WHEN THE FIRST MOMENTS of exhaustion had passed, he raised his head and peered about. The dragon was still visible, hump and ridge above the surface, only a few hundred yards away. But it seemed placid and appeared to be swimming slowly in the opposite direction. Of the Brangalyn there was no trace — only scattered timbers over a broad span of ocean. Nor were other survivors in view.

They swam to the nearest timber, a good-sized strip of the hull, and flung themselves across it. For a long while neither of them spoke. At length Valentine said, "And now do we swim to the Archipelago? Or should we simply go straight on to the Isle of Sleep?"

"Swimming is hard work, my lord. We could ride on the dragon’s back."

"But how guide him?"

"Tug on the wings," she suggested.

"I have my doubts of that."

They were silent again.

Valentine said, "At least in the belly of the dragon we had a fresh catch of fish delivered every few minutes."

"And the inn was large," Lisamon Hultin added. "But poorly ventilated.
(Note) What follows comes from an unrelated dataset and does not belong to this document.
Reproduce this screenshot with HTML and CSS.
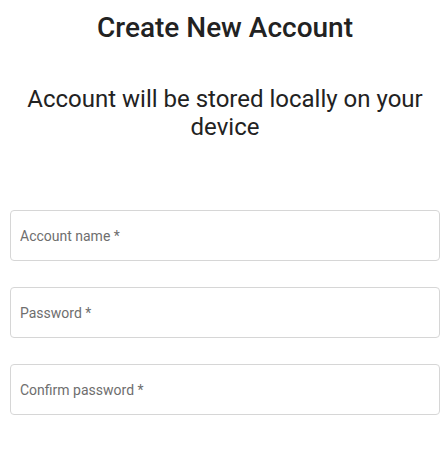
FILE: index.html
```html
<!DOCTYPE html>
<html lang="en">
<head>
    <meta charset="UTF-8">
    <meta name="viewport" content="width=device-width, initial-scale=1.0">
    <title>Create New Account</title>
    <link rel="stylesheet" href="styles.css">
</head>
<body>
    <div class="container">
        <h1>Create New Account</h1>
        <p class="subtitle">Account will be stored locally on your device</p>

        <form class="form">
            <input type="text" class="field" placeholder="Account name *">
            <input type="password" class="field" placeholder="Password *">
            <input type="password" class="field" placeholder="Confirm password *">
        </form>
    </div>
</body>
</html>
```

FILE: styles.css
```css
body {
    font-family: Roboto, "Noto Sans", sans-serif;
    margin: 0;
    padding: 0 5px 0 10px;
    background: #fff;
    color: #222;
}
.container {
    display: flex;
    flex-direction: column;
}
h1 {
    font-size: 28px;
    font-weight: 500;
    text-align: center;
    margin: 12px 0 0;
    line-height: 32px;
}
.subtitle {
    font-size: 24px;
    text-align: center;
    line-height: 28px;
    margin: 41px 0 0;
    padding: 0 8px;
}
.form {
    display: flex;
    flex-direction: column;
    gap: 26px;
    margin-top: 69px;
}
.field {
    height: 51px;
    box-sizing: border-box;
    border: 1px solid #d6d6d6;
    border-radius: 4px;
    padding: 0 9px;
    font-family: Roboto, sans-serif;
    font-size: 14px;
    color: #333;
}
.field::placeholder {
    color: #6e6e6e;
}
```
I think I prefer it here."

"But how long can we drift like this?"

She looked at him strangely. "Do you doubt that we’ll be rescued, my lord?"

"It seems reasonably in doubt, yes."

"It was prophesied to me in a dream from the Lady," said the giantess, "that my death would come in a dry place when I was very old. I am still young and this place is the least dry on all of Majipoor, except perhaps the middle of the Great Sea. Therefore there is nothing to fear. I will not perish here, and neither will you."

"A comforting revelation," Valentine said. "But what will we do?"

"Can you accomplish sendings, my lord?"

"I was Coronal, not King of Dreams."

"But any mind can reach any other, with true intent! Do you think only the King and Lady have such skills? The little wizard Deliamber talked into minds at night, I know that, and Gorzval said he spoke with dragons in his sleep, and you—"

"I am barely myself, Lisamon. Such of my mind as is left to me will send no sendings."

"Try. Reach out across the waters. To the Lady your mother, my lord, or to her people on the Isle, or to the folk of the Archipelago. You have the power. I am only a stupid swinger of swords, but you, lord, have a mind that was deemed worthy of the Castle, and now, in the hour of our need—" The giantess seemed transfigured with passion. "Do it, Lord Valentine! Call for help, and help will come!"

Valentine was skeptical. He knew little of the network of dream-communication that seemed to bind this planet together; it did appear that mind often called to mind, and of course there were the Powers of the Isle and of Suvrael supposedly sending directed messages forth by some means of mechanical amplification, but yet, drifting here on a slab of wood in the ocean, body and clothes filthied with the flesh and blood of the giant beast that lately had swallowed him, spirit so drained by unending adversity that even his legendary sunny faith in luck and miracles was put to rout — how could he hope to summon aid across such a gulf?